**STATED EXERCISE**.
Would you write out the listing verbatim and skip every picture in it?

**AVAILABLE DATA**.

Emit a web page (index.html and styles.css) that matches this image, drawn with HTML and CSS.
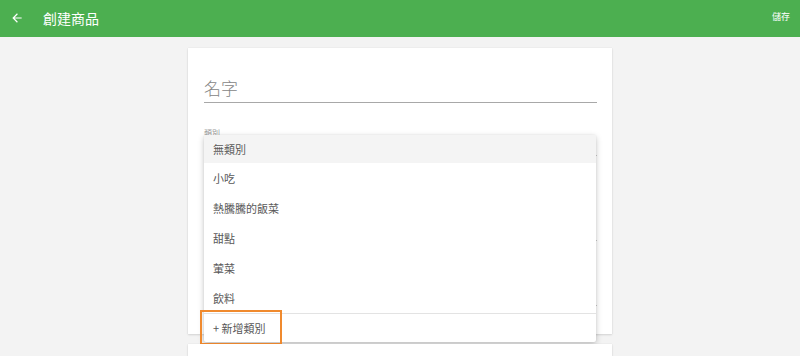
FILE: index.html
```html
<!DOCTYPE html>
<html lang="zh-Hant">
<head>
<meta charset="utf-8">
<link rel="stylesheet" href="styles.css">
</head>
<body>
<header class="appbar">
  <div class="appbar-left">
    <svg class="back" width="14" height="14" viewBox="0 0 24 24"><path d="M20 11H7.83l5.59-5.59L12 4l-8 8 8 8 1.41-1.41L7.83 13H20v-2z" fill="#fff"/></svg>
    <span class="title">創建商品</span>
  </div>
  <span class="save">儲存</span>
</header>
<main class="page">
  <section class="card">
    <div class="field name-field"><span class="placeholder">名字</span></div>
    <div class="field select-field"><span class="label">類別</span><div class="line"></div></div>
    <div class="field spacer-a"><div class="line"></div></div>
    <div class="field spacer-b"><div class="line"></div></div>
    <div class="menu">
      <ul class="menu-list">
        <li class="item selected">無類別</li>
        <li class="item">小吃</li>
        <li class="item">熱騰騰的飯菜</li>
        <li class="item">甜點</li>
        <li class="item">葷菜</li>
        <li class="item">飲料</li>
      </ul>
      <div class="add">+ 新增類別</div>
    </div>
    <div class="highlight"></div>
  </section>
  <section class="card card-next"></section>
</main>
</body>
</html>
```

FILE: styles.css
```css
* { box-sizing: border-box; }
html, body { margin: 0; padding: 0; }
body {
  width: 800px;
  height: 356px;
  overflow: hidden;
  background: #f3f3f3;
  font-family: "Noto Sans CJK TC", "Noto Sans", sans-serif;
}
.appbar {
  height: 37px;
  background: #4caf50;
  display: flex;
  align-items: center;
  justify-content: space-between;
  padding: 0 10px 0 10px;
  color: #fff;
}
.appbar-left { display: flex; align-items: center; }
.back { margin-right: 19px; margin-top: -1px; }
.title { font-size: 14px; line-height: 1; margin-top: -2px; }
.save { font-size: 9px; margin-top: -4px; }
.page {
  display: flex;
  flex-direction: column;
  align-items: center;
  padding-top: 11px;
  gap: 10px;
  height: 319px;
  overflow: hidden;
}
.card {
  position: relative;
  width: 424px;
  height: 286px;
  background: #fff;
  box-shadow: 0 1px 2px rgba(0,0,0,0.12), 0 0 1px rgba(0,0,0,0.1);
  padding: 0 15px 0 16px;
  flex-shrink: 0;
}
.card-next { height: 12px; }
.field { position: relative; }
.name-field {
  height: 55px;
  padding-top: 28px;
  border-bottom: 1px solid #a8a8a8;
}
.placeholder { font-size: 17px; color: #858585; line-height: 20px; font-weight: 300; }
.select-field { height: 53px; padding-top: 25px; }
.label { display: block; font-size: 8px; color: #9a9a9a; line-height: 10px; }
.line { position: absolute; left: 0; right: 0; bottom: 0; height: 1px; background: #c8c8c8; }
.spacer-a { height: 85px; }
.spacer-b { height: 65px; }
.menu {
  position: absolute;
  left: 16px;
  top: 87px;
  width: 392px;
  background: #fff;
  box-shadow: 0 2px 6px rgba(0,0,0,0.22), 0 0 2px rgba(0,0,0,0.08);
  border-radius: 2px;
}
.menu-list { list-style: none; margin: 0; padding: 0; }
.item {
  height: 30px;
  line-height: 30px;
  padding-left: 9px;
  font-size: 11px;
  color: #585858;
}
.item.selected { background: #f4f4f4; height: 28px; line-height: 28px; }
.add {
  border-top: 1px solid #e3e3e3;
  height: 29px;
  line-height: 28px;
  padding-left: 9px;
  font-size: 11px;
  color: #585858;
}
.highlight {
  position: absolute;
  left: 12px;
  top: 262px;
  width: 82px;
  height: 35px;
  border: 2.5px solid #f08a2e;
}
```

**FULL ANSWER**.
Emit a web page (index.html and styles.css) that matches this image, drawn with HTML and CSS.
FILE: index.html
```html
<!DOCTYPE html>
<html lang="zh-Hant">
<head>
<meta charset="utf-8">
<link rel="stylesheet" href="styles.css">
</head>
<body>
<header class="appbar">
  <div class="appbar-left">
    <svg class="back" width="14" height="14" viewBox="0 0 24 24"><path d="M20 11H7.83l5.59-5.59L12 4l-8 8 8 8 1.41-1.41L7.83 13H20v-2z" fill="#fff"/></svg>
    <span class="title">創建商品</span>
  </div>
  <span class="save">儲存</span>
</header>
<main class="page">
  <section class="card">
    <div class="field name-field"><span class="placeholder">名字</span></div>
    <div class="field select-field"><span class="label">類別</span><div class="line"></div></div>
    <div class="field spacer-a"><div class="line"></div></div>
    <div class="field spacer-b"><div class="line"></div></div>
    <div class="menu">
      <ul class="menu-list">
        <li class="item selected">無類別</li>
        <li class="item">小吃</li>
        <li class="item">熱騰騰的飯菜</li>
        <li class="item">甜點</li>
        <li class="item">葷菜</li>
        <li class="item">飲料</li>
      </ul>
      <div class="add">+ 新增類別</div>
    </div>
    <div class="highlight"></div>
  </section>
  <section class="card card-next"></section>
</main>
</body>
</html>
```

FILE: styles.css
```css
* { box-sizing: border-box; }
html, body { margin: 0; padding: 0; }
body {
  width: 800px;
  height: 356px;
  overflow: hidden;
  background: #f3f3f3;
  font-family: "Noto Sans CJK TC", "Noto Sans", sans-serif;
}
.appbar {
  height: 37px;
  background: #4caf50;
  display: flex;
  align-items: center;
  justify-content: space-between;
  padding: 0 10px 0 10px;
  color: #fff;
}
.appbar-left { display: flex; align-items: center; }
.back { margin-right: 19px; margin-top: -1px; }
.title { font-size: 14px; line-height: 1; margin-top: -2px; }
.save { font-size: 9px; margin-top: -4px; }
.page {
  display: flex;
  flex-direction: column;
  align-items: center;
  padding-top: 11px;
  gap: 10px;
  height: 319px;
  overflow: hidden;
}
.card {
  position: relative;
  width: 424px;
  height: 286px;
  background: #fff;
  box-shadow: 0 1px 2px rgba(0,0,0,0.12), 0 0 1px rgba(0,0,0,0.1);
  padding: 0 15px 0 16px;
  flex-shrink: 0;
}
.card-next { height: 12px; }
.field { position: relative; }
.name-field {
  height: 55px;
  padding-top: 28px;
  border-bottom: 1px solid #a8a8a8;
}
.placeholder { font-size: 17px; color: #858585; line-height: 20px; font-weight: 300; }
.select-field { height: 53px; padding-top: 25px; }
.label { display: block; font-size: 8px; color: #9a9a9a; line-height: 10px; }
.line { position: absolute; left: 0; right: 0; bottom: 0; height: 1px; background: #c8c8c8; }
.spacer-a { height: 85px; }
.spacer-b { height: 65px; }
.menu {
  position: absolute;
  left: 16px;
  top: 87px;
  width: 392px;
  background: #fff;
  box-shadow: 0 2px 6px rgba(0,0,0,0.22), 0 0 2px rgba(0,0,0,0.08);
  border-radius: 2px;
}
.menu-list { list-style: none; margin: 0; padding: 0; }
.item {
  height: 30px;
  line-height: 30px;
  padding-left: 9px;
  font-size: 11px;
  color: #585858;
}
.item.selected { background: #f4f4f4; height: 28px; line-height: 28px; }
.add {
  border-top: 1px solid #e3e3e3;
  height: 29px;
  line-height: 28px;
  padding-left: 9px;
  font-size: 11px;
  color: #585858;
}
.highlight {
  position: absolute;
  left: 12px;
  top: 262px;
  width: 82px;
  height: 35px;
  border: 2.5px solid #f08a2e;
}
```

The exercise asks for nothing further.